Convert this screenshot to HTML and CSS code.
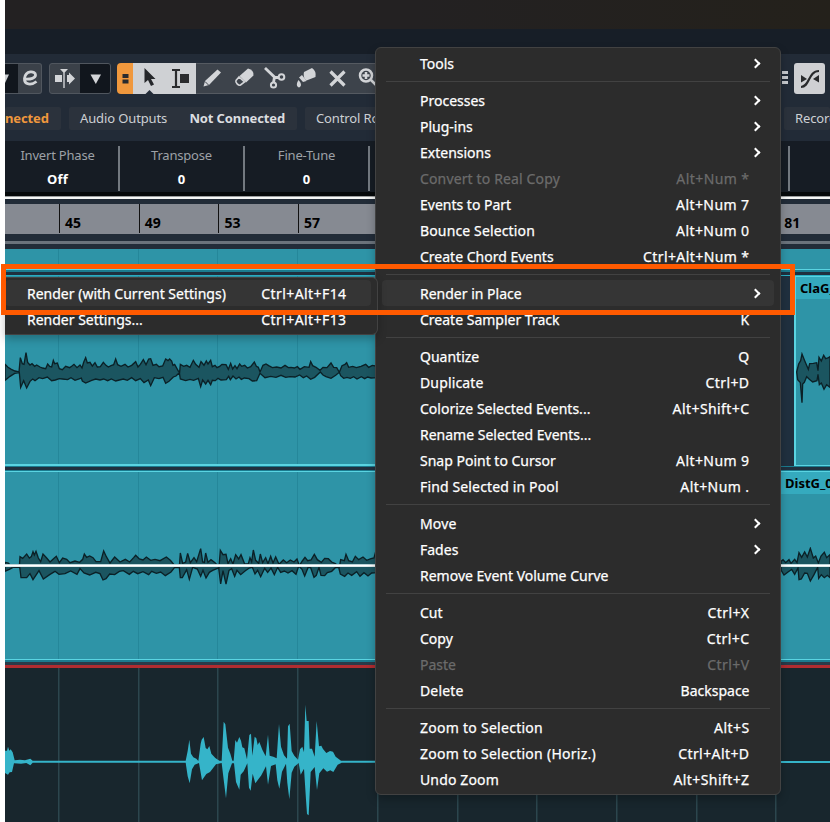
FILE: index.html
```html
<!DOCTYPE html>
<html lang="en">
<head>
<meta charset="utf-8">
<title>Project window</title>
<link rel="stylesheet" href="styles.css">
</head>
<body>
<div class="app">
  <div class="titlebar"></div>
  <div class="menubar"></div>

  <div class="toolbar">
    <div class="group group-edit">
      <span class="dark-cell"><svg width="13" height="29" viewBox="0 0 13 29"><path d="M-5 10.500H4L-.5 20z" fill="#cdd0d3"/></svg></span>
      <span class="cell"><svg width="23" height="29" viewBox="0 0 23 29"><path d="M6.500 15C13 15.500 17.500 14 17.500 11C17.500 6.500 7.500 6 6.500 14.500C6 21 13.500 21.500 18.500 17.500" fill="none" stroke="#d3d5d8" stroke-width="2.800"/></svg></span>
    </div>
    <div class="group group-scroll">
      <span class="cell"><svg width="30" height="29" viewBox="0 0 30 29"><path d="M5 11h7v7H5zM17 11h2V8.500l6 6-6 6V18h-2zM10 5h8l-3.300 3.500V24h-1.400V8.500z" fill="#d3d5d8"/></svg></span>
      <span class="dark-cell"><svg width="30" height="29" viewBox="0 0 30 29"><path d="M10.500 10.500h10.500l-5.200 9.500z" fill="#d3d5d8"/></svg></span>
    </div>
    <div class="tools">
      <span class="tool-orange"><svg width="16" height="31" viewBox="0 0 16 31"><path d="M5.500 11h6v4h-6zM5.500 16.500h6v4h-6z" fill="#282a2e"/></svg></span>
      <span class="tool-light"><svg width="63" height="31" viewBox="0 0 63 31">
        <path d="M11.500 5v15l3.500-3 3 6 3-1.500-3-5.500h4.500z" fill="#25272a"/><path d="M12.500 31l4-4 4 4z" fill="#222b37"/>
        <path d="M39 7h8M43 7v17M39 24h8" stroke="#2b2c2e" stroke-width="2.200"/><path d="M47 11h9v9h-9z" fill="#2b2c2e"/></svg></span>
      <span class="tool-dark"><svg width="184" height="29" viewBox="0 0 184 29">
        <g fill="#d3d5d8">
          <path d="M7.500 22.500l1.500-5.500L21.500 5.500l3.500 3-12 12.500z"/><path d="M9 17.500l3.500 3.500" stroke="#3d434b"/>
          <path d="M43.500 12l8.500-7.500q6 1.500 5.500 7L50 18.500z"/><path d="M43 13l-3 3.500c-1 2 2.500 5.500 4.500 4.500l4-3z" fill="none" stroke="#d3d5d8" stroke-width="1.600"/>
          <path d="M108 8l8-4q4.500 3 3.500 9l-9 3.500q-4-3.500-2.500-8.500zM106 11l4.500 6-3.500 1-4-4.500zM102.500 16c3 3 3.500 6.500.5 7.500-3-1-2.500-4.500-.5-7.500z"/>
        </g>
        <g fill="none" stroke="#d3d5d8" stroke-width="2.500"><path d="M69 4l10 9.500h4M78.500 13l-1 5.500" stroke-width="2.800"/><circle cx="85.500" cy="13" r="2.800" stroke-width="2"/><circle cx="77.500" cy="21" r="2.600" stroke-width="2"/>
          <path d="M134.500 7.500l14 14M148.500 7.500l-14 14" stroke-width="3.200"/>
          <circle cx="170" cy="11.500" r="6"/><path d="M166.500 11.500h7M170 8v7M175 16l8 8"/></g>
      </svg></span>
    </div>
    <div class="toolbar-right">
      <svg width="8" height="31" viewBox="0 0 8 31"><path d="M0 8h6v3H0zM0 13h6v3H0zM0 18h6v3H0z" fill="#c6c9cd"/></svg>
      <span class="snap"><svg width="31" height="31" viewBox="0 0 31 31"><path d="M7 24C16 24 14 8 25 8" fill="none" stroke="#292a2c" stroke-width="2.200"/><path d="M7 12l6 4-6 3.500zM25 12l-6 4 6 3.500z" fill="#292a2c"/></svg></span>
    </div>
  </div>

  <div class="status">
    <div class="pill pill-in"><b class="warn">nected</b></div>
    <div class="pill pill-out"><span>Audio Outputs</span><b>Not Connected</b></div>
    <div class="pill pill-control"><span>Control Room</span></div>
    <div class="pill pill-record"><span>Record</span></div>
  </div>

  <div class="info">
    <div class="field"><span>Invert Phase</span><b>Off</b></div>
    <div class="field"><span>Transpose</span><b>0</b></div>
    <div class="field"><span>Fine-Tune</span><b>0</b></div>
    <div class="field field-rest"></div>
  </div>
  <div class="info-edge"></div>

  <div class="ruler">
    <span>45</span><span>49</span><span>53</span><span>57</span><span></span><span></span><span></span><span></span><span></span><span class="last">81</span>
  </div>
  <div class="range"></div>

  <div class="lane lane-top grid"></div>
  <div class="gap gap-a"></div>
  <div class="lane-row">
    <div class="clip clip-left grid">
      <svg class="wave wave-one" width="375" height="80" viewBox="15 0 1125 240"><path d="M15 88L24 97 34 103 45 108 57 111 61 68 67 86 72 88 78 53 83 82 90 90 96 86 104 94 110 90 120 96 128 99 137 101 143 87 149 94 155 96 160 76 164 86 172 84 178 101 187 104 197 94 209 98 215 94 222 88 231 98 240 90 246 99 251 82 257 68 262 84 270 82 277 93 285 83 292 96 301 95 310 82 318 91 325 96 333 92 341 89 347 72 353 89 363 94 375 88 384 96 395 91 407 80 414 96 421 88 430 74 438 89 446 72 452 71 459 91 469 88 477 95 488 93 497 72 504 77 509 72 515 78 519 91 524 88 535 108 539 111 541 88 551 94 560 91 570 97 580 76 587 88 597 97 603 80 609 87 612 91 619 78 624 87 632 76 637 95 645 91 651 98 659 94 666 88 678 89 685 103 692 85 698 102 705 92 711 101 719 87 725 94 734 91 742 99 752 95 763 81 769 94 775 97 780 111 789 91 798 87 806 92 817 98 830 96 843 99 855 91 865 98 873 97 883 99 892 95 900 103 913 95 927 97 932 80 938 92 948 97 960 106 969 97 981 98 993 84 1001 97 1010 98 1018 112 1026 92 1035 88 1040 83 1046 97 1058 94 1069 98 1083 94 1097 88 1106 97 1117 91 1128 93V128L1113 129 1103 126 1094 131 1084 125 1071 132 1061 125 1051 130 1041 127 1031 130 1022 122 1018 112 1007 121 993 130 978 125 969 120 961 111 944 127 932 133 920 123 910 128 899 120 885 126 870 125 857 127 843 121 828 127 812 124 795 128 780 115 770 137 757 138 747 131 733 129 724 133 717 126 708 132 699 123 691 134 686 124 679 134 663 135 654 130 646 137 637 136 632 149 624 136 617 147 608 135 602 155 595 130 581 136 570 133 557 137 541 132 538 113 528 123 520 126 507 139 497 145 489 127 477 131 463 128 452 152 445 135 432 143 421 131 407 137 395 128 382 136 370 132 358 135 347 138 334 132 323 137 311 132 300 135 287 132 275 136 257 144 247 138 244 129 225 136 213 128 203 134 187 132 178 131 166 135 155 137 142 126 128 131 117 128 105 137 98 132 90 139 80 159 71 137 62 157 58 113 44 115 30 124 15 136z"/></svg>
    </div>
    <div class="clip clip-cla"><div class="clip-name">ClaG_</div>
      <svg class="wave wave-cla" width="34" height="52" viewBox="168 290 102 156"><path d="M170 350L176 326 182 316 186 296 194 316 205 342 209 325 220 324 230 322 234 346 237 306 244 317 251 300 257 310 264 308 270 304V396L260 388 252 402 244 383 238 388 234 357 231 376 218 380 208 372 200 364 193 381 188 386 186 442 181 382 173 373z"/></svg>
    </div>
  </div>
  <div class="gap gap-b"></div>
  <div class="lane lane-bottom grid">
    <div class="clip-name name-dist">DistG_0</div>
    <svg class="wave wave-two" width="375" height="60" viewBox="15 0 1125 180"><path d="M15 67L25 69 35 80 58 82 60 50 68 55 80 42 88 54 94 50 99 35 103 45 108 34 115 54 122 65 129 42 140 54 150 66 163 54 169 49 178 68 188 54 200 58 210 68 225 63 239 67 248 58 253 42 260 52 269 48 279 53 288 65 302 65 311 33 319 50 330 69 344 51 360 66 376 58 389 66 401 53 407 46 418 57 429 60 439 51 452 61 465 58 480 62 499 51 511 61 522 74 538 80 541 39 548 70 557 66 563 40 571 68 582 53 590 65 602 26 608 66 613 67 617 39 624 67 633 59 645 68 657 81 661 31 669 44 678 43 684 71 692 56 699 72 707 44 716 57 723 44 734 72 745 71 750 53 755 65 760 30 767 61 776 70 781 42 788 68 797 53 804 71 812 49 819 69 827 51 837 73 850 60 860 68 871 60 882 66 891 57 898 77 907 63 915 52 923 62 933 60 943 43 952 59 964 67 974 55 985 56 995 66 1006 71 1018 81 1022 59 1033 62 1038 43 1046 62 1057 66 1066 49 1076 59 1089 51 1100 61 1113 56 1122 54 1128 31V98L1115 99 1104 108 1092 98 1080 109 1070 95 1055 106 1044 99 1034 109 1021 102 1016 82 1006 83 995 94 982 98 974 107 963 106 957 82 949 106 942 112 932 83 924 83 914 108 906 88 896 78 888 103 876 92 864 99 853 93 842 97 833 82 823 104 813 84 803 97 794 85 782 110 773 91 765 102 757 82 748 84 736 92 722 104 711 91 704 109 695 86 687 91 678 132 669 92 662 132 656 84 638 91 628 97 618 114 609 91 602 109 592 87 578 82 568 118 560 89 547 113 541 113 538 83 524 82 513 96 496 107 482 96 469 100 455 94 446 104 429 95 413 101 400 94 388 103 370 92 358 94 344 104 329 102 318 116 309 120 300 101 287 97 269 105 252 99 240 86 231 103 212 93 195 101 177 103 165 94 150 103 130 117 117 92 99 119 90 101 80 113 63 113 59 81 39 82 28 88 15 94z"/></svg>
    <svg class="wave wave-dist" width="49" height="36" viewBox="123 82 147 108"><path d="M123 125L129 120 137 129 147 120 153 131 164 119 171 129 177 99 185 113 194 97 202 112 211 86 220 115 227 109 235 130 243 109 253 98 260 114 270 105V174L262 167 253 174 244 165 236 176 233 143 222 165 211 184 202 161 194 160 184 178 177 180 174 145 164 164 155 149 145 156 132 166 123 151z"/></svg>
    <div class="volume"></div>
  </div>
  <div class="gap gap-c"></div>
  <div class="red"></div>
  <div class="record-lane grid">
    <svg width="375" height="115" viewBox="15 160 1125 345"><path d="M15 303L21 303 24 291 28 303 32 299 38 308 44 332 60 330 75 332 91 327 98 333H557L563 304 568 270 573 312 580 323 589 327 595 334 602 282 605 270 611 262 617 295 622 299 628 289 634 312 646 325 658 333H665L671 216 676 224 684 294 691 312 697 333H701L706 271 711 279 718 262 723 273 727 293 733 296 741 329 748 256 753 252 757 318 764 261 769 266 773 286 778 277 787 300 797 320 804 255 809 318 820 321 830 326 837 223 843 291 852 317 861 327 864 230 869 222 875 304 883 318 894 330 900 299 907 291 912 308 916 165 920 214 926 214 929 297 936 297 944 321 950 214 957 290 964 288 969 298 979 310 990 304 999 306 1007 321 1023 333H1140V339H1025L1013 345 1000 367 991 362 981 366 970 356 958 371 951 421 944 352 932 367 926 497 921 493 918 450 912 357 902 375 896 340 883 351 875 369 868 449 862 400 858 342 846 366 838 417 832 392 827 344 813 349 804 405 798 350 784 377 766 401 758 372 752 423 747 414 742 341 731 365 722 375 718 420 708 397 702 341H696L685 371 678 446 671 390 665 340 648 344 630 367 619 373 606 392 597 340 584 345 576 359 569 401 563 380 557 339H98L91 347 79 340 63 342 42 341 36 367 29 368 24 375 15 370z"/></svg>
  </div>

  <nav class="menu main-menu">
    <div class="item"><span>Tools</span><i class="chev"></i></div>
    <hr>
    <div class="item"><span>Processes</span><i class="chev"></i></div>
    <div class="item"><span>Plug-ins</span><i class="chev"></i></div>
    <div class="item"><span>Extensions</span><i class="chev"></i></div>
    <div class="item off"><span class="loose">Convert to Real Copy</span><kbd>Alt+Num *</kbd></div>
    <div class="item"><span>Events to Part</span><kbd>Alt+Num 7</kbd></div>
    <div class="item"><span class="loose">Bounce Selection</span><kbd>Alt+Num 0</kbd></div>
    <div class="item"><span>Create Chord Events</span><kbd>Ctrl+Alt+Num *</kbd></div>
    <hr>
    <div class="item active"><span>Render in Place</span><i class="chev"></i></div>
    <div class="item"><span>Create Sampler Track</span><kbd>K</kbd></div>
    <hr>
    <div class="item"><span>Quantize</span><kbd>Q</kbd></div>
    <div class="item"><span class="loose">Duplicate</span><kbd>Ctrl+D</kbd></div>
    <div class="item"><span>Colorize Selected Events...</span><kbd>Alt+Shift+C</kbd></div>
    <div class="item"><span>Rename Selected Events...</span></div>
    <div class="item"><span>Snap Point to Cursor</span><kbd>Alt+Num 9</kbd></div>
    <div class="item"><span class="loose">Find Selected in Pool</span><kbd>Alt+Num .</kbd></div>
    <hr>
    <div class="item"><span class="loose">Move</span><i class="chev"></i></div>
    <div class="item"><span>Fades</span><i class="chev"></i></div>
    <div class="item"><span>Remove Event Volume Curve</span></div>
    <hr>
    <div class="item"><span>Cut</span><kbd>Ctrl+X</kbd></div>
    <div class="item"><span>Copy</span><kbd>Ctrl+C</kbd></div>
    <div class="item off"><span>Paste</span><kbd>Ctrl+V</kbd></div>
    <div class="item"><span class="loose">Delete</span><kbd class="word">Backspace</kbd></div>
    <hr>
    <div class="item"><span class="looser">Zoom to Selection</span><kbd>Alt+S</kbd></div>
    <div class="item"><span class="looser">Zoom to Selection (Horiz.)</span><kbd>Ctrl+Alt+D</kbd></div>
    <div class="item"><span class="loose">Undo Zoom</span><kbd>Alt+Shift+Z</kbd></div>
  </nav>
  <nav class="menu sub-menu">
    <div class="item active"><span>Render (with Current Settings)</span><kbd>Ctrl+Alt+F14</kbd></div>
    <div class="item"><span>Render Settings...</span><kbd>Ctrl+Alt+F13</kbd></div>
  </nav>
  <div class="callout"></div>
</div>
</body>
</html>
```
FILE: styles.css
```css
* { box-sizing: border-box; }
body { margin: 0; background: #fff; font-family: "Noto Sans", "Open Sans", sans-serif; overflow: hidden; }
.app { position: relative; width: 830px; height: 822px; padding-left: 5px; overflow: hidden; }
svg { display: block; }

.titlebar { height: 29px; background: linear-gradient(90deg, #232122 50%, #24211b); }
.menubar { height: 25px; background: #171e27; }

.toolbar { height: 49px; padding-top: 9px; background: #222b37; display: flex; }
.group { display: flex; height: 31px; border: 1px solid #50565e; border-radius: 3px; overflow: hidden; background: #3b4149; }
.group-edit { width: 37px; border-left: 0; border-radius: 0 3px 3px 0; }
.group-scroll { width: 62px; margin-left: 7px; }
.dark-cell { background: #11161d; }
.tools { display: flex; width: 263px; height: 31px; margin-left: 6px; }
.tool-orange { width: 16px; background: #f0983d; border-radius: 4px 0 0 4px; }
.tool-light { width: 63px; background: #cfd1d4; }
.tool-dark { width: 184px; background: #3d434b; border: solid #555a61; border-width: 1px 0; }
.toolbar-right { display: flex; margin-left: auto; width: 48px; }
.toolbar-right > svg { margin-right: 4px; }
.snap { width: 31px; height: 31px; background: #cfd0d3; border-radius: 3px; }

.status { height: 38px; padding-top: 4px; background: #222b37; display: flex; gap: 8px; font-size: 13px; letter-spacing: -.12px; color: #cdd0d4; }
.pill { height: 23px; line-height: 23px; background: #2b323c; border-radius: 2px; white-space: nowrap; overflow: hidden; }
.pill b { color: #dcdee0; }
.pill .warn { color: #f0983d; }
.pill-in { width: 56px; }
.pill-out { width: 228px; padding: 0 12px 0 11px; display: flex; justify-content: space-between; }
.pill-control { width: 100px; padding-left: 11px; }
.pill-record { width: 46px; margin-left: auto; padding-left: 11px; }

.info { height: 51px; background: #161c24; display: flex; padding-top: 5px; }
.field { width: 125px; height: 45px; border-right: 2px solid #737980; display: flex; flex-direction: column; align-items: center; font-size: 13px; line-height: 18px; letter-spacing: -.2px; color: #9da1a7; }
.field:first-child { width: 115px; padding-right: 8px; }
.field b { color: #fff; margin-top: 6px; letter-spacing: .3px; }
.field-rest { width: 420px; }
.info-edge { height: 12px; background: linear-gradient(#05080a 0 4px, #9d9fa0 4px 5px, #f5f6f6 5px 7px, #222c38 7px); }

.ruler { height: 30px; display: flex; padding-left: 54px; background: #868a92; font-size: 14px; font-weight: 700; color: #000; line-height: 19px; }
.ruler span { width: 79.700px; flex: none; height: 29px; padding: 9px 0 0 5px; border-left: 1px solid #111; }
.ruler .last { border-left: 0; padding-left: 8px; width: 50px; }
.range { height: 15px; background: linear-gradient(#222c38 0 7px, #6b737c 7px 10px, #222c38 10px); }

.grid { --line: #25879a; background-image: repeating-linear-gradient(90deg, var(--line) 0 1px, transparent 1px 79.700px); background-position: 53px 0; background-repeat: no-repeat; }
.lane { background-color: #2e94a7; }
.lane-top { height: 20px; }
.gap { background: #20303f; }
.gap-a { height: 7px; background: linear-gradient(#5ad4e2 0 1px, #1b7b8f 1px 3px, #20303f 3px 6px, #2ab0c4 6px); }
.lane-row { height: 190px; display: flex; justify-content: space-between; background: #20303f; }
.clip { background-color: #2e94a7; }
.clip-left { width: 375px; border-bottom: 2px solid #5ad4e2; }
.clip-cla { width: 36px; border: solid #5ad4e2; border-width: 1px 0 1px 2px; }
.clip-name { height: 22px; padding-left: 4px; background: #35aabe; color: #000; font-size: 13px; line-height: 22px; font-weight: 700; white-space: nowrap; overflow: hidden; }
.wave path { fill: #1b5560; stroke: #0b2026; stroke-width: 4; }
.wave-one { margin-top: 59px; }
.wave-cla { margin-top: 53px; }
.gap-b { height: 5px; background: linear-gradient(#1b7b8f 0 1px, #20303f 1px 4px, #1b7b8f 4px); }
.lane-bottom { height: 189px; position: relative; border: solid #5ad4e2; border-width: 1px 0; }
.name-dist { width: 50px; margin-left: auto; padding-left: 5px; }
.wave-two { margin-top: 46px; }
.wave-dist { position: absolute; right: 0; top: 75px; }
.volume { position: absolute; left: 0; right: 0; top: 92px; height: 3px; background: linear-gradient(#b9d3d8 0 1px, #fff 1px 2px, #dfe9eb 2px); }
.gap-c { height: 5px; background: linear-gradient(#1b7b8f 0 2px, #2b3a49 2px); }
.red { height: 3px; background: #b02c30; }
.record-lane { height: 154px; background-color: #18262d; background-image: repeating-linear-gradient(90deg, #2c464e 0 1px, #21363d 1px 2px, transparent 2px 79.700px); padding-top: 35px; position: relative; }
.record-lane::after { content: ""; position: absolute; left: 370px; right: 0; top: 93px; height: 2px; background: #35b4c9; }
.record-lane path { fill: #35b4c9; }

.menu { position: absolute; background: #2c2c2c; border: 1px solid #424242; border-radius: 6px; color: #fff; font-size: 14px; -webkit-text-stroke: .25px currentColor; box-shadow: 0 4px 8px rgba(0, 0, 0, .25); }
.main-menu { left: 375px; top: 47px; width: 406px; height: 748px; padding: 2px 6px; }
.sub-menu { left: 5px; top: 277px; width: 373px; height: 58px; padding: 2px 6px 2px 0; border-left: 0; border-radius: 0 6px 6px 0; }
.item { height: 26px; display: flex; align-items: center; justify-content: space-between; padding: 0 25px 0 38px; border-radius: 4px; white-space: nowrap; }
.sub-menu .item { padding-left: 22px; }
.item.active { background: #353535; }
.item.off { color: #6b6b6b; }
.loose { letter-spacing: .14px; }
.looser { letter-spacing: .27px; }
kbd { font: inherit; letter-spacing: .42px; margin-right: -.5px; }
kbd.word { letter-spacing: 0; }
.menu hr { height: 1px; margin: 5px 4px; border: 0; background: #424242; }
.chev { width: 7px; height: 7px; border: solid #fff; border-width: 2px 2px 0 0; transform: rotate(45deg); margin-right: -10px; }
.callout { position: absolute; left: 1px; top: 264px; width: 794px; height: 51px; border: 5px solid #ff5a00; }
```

__What is asked__.
Gather every line containing the word "Convert" and copy it.

__The result__.
Convert this screenshot to HTML and CSS code.
    <div class="item off"><span class="loose">Convert to Real Copy</span><kbd>Alt+Num *</kbd></div>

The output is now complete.